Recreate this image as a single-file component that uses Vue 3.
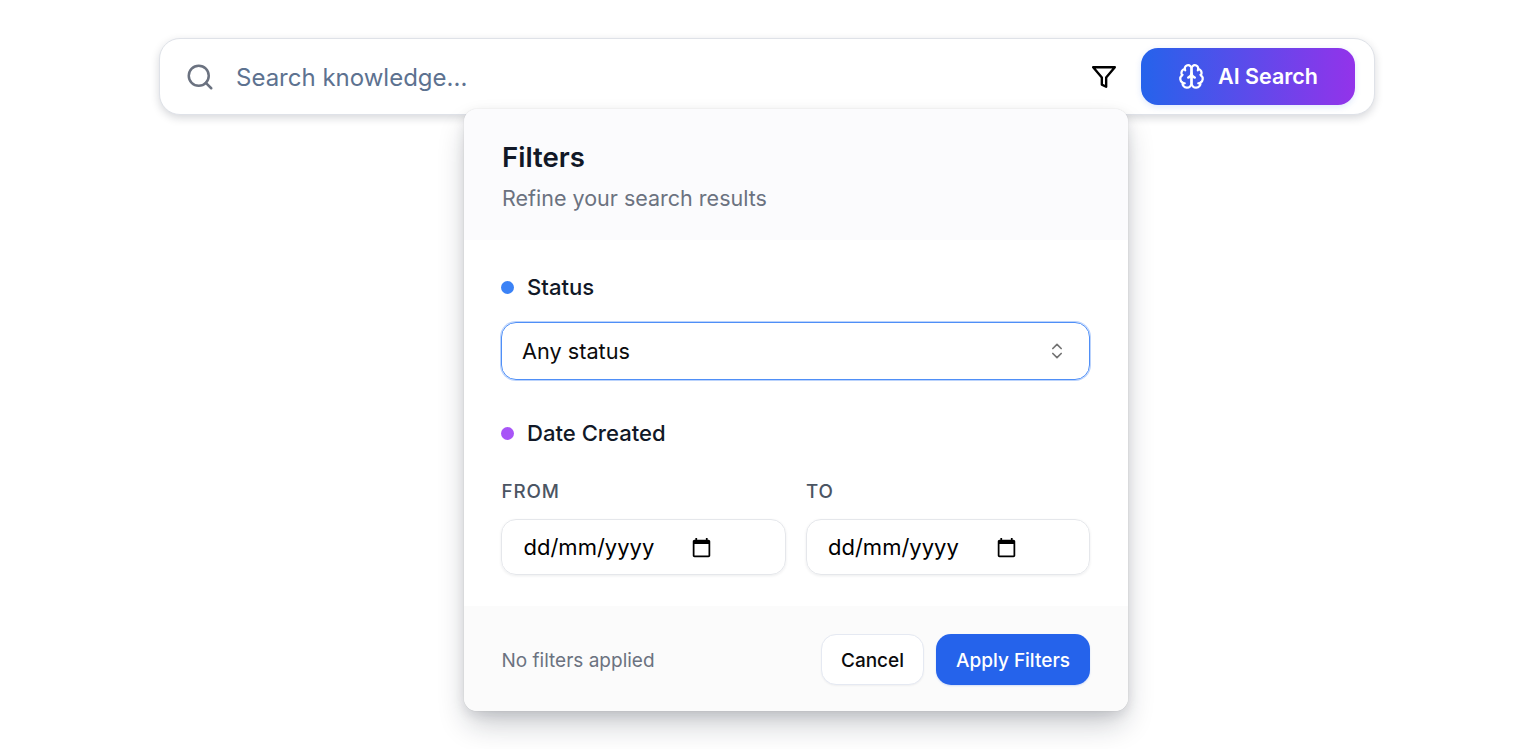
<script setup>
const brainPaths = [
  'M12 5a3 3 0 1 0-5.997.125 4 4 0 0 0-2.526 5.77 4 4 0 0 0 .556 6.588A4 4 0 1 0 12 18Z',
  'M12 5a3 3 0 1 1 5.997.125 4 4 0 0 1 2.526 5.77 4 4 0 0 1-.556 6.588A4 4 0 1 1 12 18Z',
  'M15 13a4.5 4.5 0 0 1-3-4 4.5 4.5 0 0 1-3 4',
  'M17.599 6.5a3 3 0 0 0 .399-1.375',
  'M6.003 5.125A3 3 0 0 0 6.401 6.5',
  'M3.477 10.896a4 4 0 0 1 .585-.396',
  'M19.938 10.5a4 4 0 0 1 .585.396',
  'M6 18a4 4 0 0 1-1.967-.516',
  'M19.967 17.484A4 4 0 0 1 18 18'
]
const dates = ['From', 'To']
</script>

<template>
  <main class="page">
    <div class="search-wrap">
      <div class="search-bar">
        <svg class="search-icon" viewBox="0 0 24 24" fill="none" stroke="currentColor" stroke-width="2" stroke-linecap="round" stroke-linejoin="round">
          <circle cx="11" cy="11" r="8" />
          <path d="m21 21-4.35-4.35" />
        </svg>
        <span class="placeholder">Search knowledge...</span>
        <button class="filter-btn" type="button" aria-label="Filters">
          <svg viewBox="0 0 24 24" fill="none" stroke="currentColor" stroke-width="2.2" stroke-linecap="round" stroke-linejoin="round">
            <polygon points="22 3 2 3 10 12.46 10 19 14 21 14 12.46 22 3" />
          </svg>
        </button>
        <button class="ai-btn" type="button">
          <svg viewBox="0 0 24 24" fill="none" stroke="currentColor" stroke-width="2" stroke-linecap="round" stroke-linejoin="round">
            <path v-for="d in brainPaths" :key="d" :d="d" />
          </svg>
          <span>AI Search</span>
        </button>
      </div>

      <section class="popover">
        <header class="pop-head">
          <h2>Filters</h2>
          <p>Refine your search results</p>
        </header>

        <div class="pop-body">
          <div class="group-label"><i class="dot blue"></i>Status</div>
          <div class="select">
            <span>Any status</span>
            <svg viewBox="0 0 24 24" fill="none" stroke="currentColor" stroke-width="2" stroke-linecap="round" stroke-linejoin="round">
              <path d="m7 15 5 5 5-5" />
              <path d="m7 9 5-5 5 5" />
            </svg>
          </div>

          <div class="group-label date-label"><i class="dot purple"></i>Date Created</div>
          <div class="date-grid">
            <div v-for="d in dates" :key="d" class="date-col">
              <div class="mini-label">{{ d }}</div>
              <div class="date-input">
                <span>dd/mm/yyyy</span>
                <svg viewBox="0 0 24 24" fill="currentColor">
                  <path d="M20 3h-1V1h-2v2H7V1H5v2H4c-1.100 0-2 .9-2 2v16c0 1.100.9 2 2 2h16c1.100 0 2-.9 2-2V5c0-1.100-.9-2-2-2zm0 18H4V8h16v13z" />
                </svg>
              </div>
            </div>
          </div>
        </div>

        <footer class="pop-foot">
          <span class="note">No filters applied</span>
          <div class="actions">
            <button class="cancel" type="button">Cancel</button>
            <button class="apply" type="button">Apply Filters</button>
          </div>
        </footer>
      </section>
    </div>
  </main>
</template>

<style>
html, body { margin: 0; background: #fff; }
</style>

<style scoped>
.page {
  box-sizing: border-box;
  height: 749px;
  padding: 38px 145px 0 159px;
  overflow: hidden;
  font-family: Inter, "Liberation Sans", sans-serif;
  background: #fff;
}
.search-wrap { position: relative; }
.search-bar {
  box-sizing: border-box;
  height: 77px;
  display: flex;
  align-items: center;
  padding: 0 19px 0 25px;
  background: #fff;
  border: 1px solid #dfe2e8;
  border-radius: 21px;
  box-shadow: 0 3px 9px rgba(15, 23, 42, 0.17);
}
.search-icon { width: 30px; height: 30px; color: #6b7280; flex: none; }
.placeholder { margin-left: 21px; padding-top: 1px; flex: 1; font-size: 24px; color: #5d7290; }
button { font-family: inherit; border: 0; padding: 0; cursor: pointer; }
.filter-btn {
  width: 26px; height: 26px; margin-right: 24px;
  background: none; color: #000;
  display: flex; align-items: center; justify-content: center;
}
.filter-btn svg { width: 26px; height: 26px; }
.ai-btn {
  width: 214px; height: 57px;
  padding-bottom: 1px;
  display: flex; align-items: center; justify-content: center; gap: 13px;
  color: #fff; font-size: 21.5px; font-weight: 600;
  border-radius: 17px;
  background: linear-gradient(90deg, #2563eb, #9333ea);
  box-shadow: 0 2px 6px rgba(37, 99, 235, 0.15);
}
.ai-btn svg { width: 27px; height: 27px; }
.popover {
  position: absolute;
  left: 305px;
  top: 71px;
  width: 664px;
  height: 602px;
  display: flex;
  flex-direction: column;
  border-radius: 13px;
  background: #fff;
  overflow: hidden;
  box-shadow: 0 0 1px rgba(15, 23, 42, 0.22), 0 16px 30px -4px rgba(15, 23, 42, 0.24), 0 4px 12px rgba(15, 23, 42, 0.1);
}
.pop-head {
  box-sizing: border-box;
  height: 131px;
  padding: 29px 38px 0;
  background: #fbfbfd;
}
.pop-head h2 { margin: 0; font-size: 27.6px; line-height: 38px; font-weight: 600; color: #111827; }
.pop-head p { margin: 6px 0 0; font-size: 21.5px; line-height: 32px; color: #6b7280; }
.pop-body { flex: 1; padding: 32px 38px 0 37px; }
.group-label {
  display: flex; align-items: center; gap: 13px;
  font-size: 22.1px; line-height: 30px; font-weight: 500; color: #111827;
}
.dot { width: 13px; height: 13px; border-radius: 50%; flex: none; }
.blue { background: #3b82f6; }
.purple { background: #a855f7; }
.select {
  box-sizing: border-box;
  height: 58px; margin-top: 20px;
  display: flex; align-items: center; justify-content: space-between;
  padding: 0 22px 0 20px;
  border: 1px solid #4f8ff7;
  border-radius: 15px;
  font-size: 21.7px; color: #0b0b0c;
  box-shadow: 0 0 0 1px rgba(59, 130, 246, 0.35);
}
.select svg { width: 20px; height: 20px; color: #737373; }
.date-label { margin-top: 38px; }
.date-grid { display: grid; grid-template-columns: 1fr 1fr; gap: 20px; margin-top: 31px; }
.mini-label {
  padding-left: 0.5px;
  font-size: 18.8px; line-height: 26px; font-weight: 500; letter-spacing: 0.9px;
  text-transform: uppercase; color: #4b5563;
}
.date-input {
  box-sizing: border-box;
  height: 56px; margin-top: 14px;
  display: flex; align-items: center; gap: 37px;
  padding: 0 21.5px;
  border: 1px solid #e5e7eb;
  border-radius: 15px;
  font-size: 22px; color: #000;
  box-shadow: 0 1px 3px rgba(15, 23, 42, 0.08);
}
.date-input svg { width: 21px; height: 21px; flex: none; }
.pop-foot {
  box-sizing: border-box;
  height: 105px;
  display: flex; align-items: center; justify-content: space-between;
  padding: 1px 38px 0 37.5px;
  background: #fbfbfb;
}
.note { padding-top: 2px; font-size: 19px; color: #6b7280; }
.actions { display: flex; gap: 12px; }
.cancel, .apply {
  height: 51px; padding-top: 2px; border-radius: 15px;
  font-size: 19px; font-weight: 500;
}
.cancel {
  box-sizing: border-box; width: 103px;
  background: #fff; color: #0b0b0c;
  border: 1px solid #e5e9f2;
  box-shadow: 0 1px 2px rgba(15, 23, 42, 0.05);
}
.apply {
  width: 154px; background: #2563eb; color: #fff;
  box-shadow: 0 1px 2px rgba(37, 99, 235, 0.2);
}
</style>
-=-=-=-=-
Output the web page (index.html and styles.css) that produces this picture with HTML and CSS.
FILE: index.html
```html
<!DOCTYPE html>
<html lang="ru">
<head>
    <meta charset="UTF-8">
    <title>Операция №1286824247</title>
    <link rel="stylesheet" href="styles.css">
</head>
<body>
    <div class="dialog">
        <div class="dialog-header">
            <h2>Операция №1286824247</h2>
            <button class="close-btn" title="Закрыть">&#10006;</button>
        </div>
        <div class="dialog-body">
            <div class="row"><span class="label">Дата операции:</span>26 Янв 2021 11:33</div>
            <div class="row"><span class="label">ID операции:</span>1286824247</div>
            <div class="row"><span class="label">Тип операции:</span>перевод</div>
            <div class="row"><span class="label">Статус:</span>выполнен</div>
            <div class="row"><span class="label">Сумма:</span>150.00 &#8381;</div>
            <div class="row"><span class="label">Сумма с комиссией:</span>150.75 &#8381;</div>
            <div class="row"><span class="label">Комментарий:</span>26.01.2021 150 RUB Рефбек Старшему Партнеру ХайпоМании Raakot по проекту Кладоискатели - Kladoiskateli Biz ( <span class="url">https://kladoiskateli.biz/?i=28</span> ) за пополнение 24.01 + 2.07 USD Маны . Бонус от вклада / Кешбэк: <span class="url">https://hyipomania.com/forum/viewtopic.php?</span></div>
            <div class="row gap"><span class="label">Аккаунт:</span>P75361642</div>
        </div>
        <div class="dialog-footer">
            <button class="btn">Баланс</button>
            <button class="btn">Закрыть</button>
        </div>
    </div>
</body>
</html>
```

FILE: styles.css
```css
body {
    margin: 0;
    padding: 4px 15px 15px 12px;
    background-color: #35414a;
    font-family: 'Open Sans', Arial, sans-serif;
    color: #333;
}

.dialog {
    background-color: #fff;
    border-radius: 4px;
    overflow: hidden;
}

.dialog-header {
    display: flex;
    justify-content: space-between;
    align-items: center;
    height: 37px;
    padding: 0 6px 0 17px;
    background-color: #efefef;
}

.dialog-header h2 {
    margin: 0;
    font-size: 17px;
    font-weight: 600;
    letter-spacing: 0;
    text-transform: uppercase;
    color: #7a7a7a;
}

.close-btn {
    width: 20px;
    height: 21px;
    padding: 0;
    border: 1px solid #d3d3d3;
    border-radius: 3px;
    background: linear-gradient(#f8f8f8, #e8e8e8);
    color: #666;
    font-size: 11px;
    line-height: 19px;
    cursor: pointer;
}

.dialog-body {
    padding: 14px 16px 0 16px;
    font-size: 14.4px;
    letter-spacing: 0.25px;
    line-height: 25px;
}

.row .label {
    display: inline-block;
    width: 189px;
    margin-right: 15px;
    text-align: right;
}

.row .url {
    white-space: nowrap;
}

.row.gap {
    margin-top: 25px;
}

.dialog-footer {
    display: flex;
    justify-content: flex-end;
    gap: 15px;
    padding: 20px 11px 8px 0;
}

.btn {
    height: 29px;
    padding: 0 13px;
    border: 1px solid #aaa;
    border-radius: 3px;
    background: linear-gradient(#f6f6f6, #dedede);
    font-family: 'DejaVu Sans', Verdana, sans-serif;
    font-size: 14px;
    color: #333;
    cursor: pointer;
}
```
-=-=-=-=-
Problem details:
Where a line above contains the word "index", copy that line.

Task output:
Output the web page (index.html and styles.css) that produces this picture with HTML and CSS.
FILE: index.html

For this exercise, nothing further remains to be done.